Checking Website Activity with Python


In today’s fast-paced digital world, URLs are more than just links. They’re entryways into vast resources and opportunities. But as with anything digital, these URLs can sometimes become inactive or “broken”. For those of us who manage vast lists of URLs, whether they’re for product listings, reference materials, or any other purpose, ensuring these links are active becomes crucial.

Imagine you’re an event manager at a global corporation, and you’re tasked with validating a spreadsheet full of URLs for upcoming event locations. These links direct visitors to landing pages that provide crucial details about each event. Now, you have thousands of URLs to verify, and visiting each manually isn’t feasible. This is where our Python script comes in handy!

The Solution

Using a combination of Python, the Openpyxl library for reading Excel files, and the Requests library for making HTTP requests, we devised a script that:

  • Reads URLs from an Excel file.
  • Checks the HTTP status of each URL.
  • Writes the result (“ACTIVE” or “NOT ACTIVE”) to a new CSV file.

Breaking Down the Script

Libraries and Dependencies

The core of our script rests on three Python packages: openpyxl, requests, and csv. openpyxl lets us interact with Excel files, requests lets us check URLs, and csv is useful for writing results.

The URL Checking Function

The function get_http_status_code(url) takes a URL and checks its HTTP status. If the link leads to a “404 – Not Found” error, it’s deemed “NOT ACTIVE”. Otherwise, it’s “ACTIVE”.

URL Reconstruction

Sometimes, the spreadsheet might have incomplete URLs, missing “http” or “https” at the beginning. Our reconstruct_url(url) function ensures these links are valid for checking.

URL Validation

Before checking, we ensure the data looks like a URL using the is_url(string) function. This basic validation step prevents unnecessary checks and potential errors.
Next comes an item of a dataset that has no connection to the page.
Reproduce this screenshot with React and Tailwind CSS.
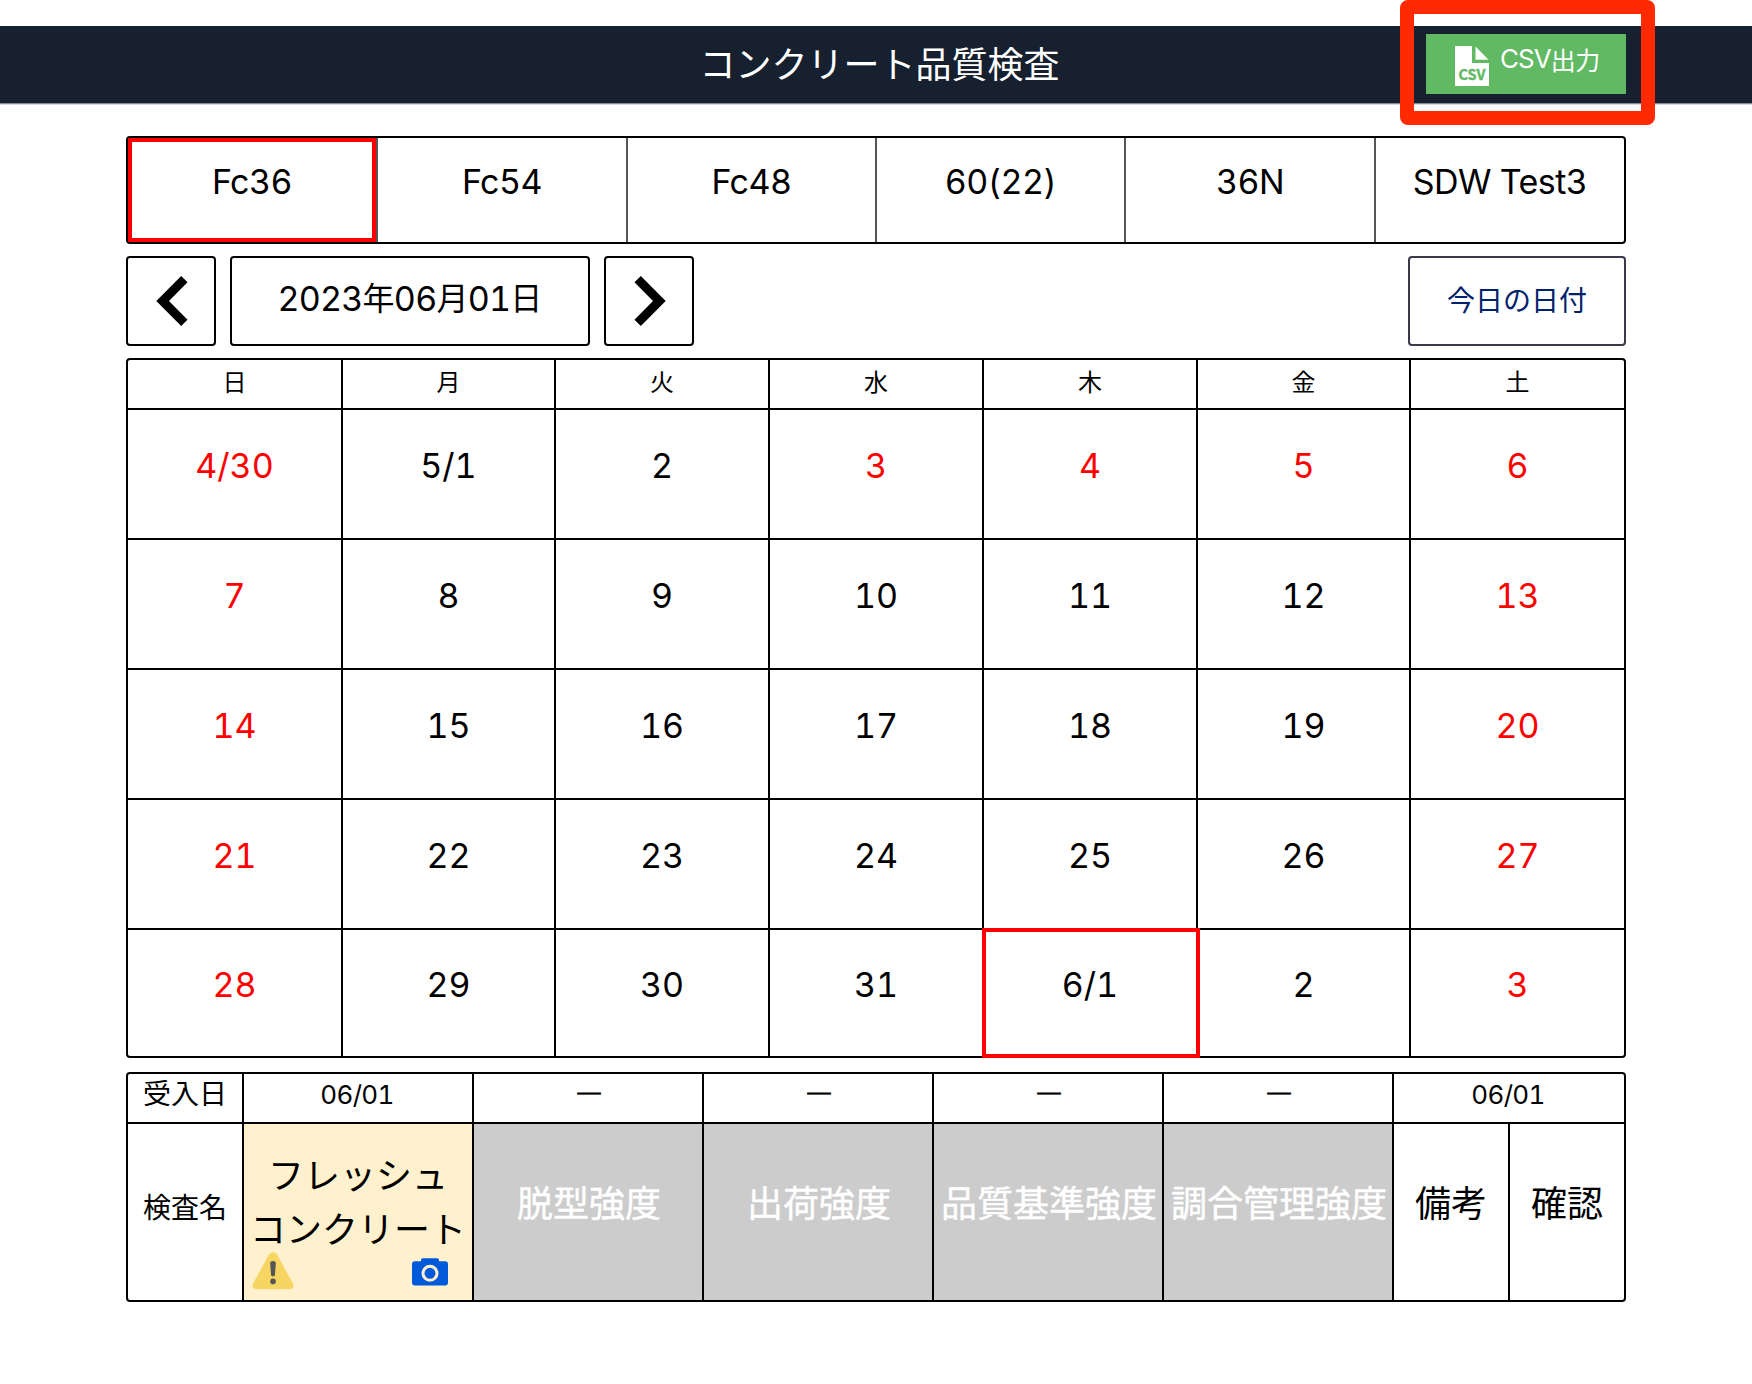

Reading, Checking, and Writing

The script reads each URL from the Excel sheet, validates it, checks its status, and then writes the results (along with the original URL) to a new CSV file.


Automating repetitive tasks, like checking the activity of a list of URLs, can save hours of manual work and reduce errors. Python, with its vast ecosystem of libraries and its simplicity, is an excellent tool for such jobs. So next time you’re presented with a mammoth task at your workplace, take a moment to ponder – can Python simplify this?

Remember, it’s not just about working hard, but working smart. Happy coding!